SEOUL — North Korea said today that it would not dismantle its nuclear-weapons program until the United States first provides an atomic energy reactor, casting doubt on its commitment to a breakthrough agreement reached at international arms talks.
The North’s Foreign Ministry made the surprise demand a day after it had agreed at six-nation talks in Beijing to give up its arms efforts.
The North insisted during arms talks that began last week in Beijing that it be given a light-water reactor, a type less easily diverted for weapons use, in exchange for abandoning nuclear weapons. The agreement reached at the talks’ end yesterday in Beijing — the first since the negotiations began in August 2003 — said the six countries in the negotiations will discuss the reactor issue “at an appropriate time.”
Both the United States and Japan, members of the six-nation disarmament talks, rejected the North’s latest demand.
“This is not the agreement that they signed, and we’ll give them some time to reflect,” State Department spokesman Sean McCormack said.
Japanese Foreign Minister Nobutaka Machimura called the reactor demand “unacceptable.”
The Beijing agreement had called for the North to abandon its arms efforts and accept inspections by the International Atomic Energy Agency (IAEA) in exchange for energy, economic and security aid.
But the North’s statement today indicated that it was again raising the light-water reactor (LWR) demand as a prerequisite for disarming, rejoining the nuclear Non-Proliferation Treaty and signing safeguards agreement with the IAEA.

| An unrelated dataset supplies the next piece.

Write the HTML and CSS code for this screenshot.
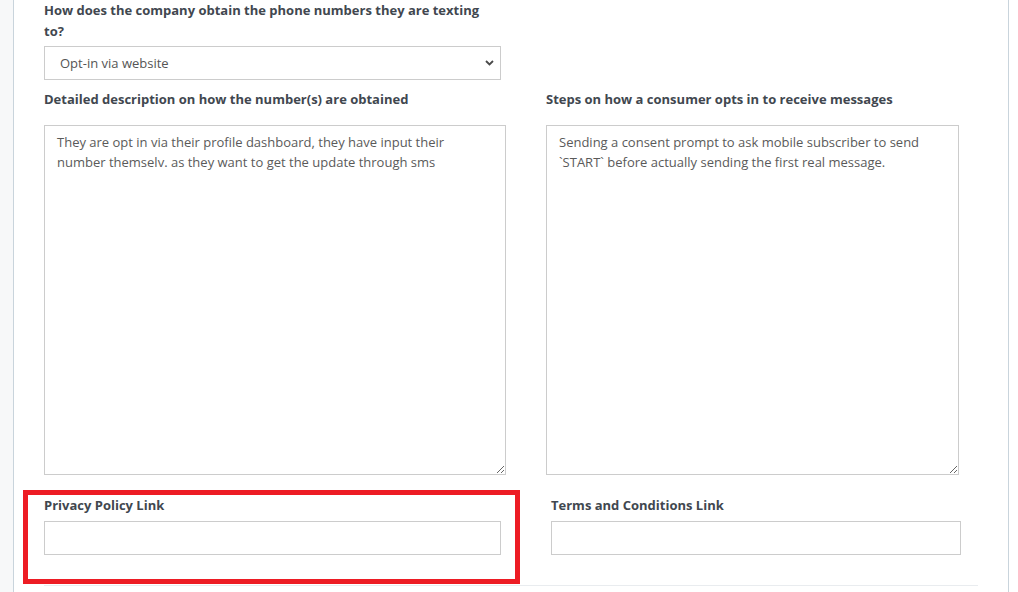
FILE: index.html
```html
<!DOCTYPE html>
<html lang="en">
<head>
    <meta charset="UTF-8">
    <meta name="viewport" content="width=device-width, initial-scale=1.0">
    <title>Campaign details</title>
    <link rel="stylesheet" href="styles.css">
</head>
<body>
    <div class="page">
        <div class="sidebar-edge"></div>

        <div class="panel">
            <div class="field field-source">
                <label class="label" for="source">How does the company obtain the phone numbers they are texting to?</label>
                <div class="select-wrap">
                    <select class="select" id="source">
                        <option>Opt-in via website</option>
                        <option>Opt-in via SMS keyword</option>
                        <option>Paper form</option>
                    </select>
                    <svg class="chevron" width="9" height="6" viewBox="0 0 9 6">
                        <path d="M1 1 L4.5 4.5 L8 1" fill="none" stroke="#4a4a4a" stroke-width="1.8"/>
                    </svg>
                </div>
            </div>

            <div class="row row-text">
                <div class="col col-left">
                    <label class="label label-gap" for="obtained">Detailed description on how the number(s) are obtained</label>
                    <textarea class="textarea" id="obtained">They are opt in via their profile dashboard, they have input their number themselv. as they want to get the update through sms</textarea>
                </div>
                <div class="col col-right">
                    <label class="label label-gap" for="optin">Steps on how a consumer opts in to receive messages</label>
                    <textarea class="textarea" id="optin">Sending a consent prompt to ask mobile subscriber to send `START` before actually sending the first real message.</textarea>
                </div>
            </div>

            <div class="row row-links">
                <div class="highlight"></div>
                <div class="field link-left">
                    <label class="label label-small-gap" for="privacy">Privacy Policy Link</label>
                    <input class="input" type="text" id="privacy">
                </div>
                <div class="field link-right">
                    <label class="label label-small-gap" for="terms">Terms and Conditions Link</label>
                    <input class="input" type="text" id="terms">
                </div>
            </div>

            <hr class="divider">
        </div>
    </div>
</body>
</html>
```

FILE: styles.css
```css
body {
    margin: 0;
    padding: 0;
    font-family: "Open Sans", "Noto Sans", sans-serif;
    font-size: 13px;
    background-color: #fff;
}

.page {
    display: flex;
    height: 592px;
    overflow: hidden;
}

.sidebar-edge {
    width: 13px;
    flex: none;
    background-color: #f7f8f9;
}

.panel {
    width: 964px;
    flex: none;
    padding-left: 30px;
    background: white;
    border-left: 1px solid #c9d4dc;
    border-right: 1px solid #c9d4dc;
}

.label {
    display: block;
    font-weight: bold;
    line-height: 21px;
    color: #41474f;
}

.field-source {
    width: 457px;
}

.select-wrap {
    position: relative;
    margin-top: 4px;
}

.select {
    display: block;
    width: 100%;
    height: 34px;
    padding: 0 15px;
    border: 1px solid #cccccc;
    border-radius: 0;
    background: white;
    font-family: inherit;
    font-size: 13px;
    color: #555;
    -webkit-appearance: none;
    appearance: none;
    box-sizing: border-box;
}

.chevron {
    position: absolute;
    right: 7px;
    top: 14px;
    pointer-events: none;
}

.row {
    display: flex;
}

.row-text {
    margin-top: 9px;
}

.label-gap {
    margin-bottom: 15px;
}

.col-left {
    width: 462px;
}

.col-right {
    width: 413px;
    margin-left: 40px;
}

.textarea {
    display: block;
    width: 100%;
    height: 350px;
    padding: 6px 12px;
    border: 1px solid #cccccc;
    font-family: inherit;
    font-size: 13px;
    line-height: 20px;
    color: #5a5a5a;
    box-sizing: border-box;
    margin: 0;
}

.row-links {
    position: relative;
    margin-top: 20px;
}

.label-small-gap {
    margin-bottom: 5px;
}

.link-left {
    width: 457px;
}

.link-right {
    width: 410px;
    margin-left: 50px;
}

.input {
    display: block;
    width: 100%;
    height: 34px;
    border: 1px solid #cccccc;
    padding: 0 12px;
    box-sizing: border-box;
    font-family: inherit;
    font-size: 13px;
    margin: 0;
}

/* annotation drawn over the privacy field */
.highlight {
    position: absolute;
    left: -21px;
    top: -5px;
    width: 487px;
    height: 84px;
    border: 5px solid #ed1c24;
    pointer-events: none;
}

.divider {
    width: 934px;
    margin: 30px 0 0 0;
    border: none;
    border-top: 1px solid #e9ecef;
}
```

“The U.S. should not even dream of the issue of [North Korea’s] dismantlement of its nuclear deterrent before providing LWRs,” the North’s Foreign Ministry said in a statement carried by the North’s official Korean Central News Agency.
U.S. State Department spokesman Adam Ereli had emphasized earlier in Washington that the “appropriate time” for discussing the reactor meant only after the North came into compliance with the other conditions.
During the years of debate over its weapons program, the communist nation has sometimes given confusing or dramatic statements as it publicly maneuvers for negotiating leverage.
The North’s latest position is likely to be a major sticking point in talks slated to begin in early November on implementing yesterday’s agreement.
The North had demanded during the six-nation talks in Beijing — involving China, Japan, Russia, the United States and the two Koreas — that it be allowed to keep a civilian nuclear program for power generation after it disarms.
But the United States strongly opposed the demand, and yesterday’s agreement only acknowledged that the North had “stated” its claim to that right.
The administration of President Bush has opposed anything resembling a 1994 U.S.-North Korea agreement, which promised the North two light-water reactors for power. That project stalled amid the current crisis that broke out in late 2002 over the North’s resumed nuclear-weapons program.